What determines a professor’s reputation?

by on November 30, 2009 at 2:52 pm in Economics, Education | Permalink

In economics, that is.  A new paper by Daniel Hamermesh and Gerard Pfann tries to answer that question.  Their abstract is worded a little awkwardly, I would summarize their results as follows:

1. Adjusting for citations and other measures, "reputation" (defined both in terms of awards and the quality of the department you inhabit), does not rise with the quantity of articles published by an individual.
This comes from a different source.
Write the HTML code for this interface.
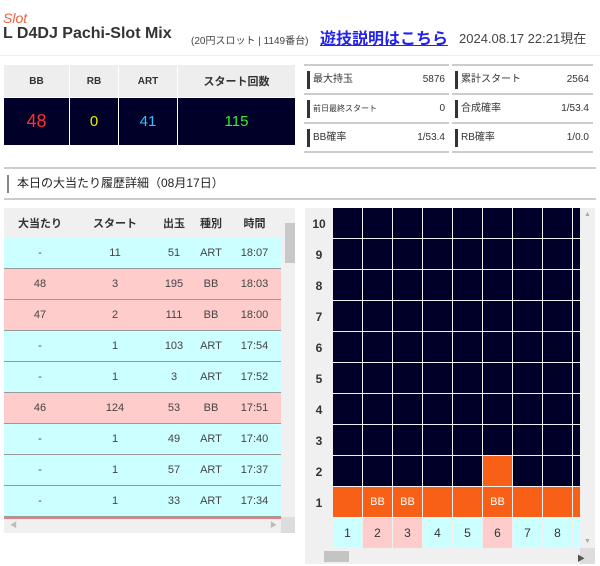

2. Adjusting for citations and other variables, having your citations in a single dominant piece, rather than scattered across a greater number of pieces, does not predict reputation.

3. The quantity of articles published does predict mobility and salary (adjusting for quality), even though it does not predict reputation.

I take the lesson to be that lots of schools — non-top departments — want to hire churners with a lot of published output.  I'm a little worried about which quality measures should be predicting which in this paper, but nonetheless the results rang true to my ear.  The paper (NBER) is here.  Angus also comments.

Andrew November 30, 2009 at 3:31 pm

“Peer review is broken and needs an advocate: a continuing series”?

capitalistimperialistpig November 30, 2009 at 4:44 pm

I think your title should have been “Some things that do not determine a professors reputation.”

Whatever it may be that does determine an economics professor’s reputation, it appears to be something rather different than the corresponding measures in science.

M.G. in Progress - The Unbearable Lightness of Being an economist November 30, 2009 at 5:19 pm

I do not know bu let’s try to explain Prof. Buiter appointment at Citigroup as Chief Economist

How to reconcile Plutonomy and good banks in Citigroup?

http://mgiannini.blogspot.com/2009/11/plutonomy-and-good-bank-for-citigroup.html.

Harkins November 30, 2009 at 7:07 pm

Oh dear, is this what research has come to? The nitty-gritty at last. For shame!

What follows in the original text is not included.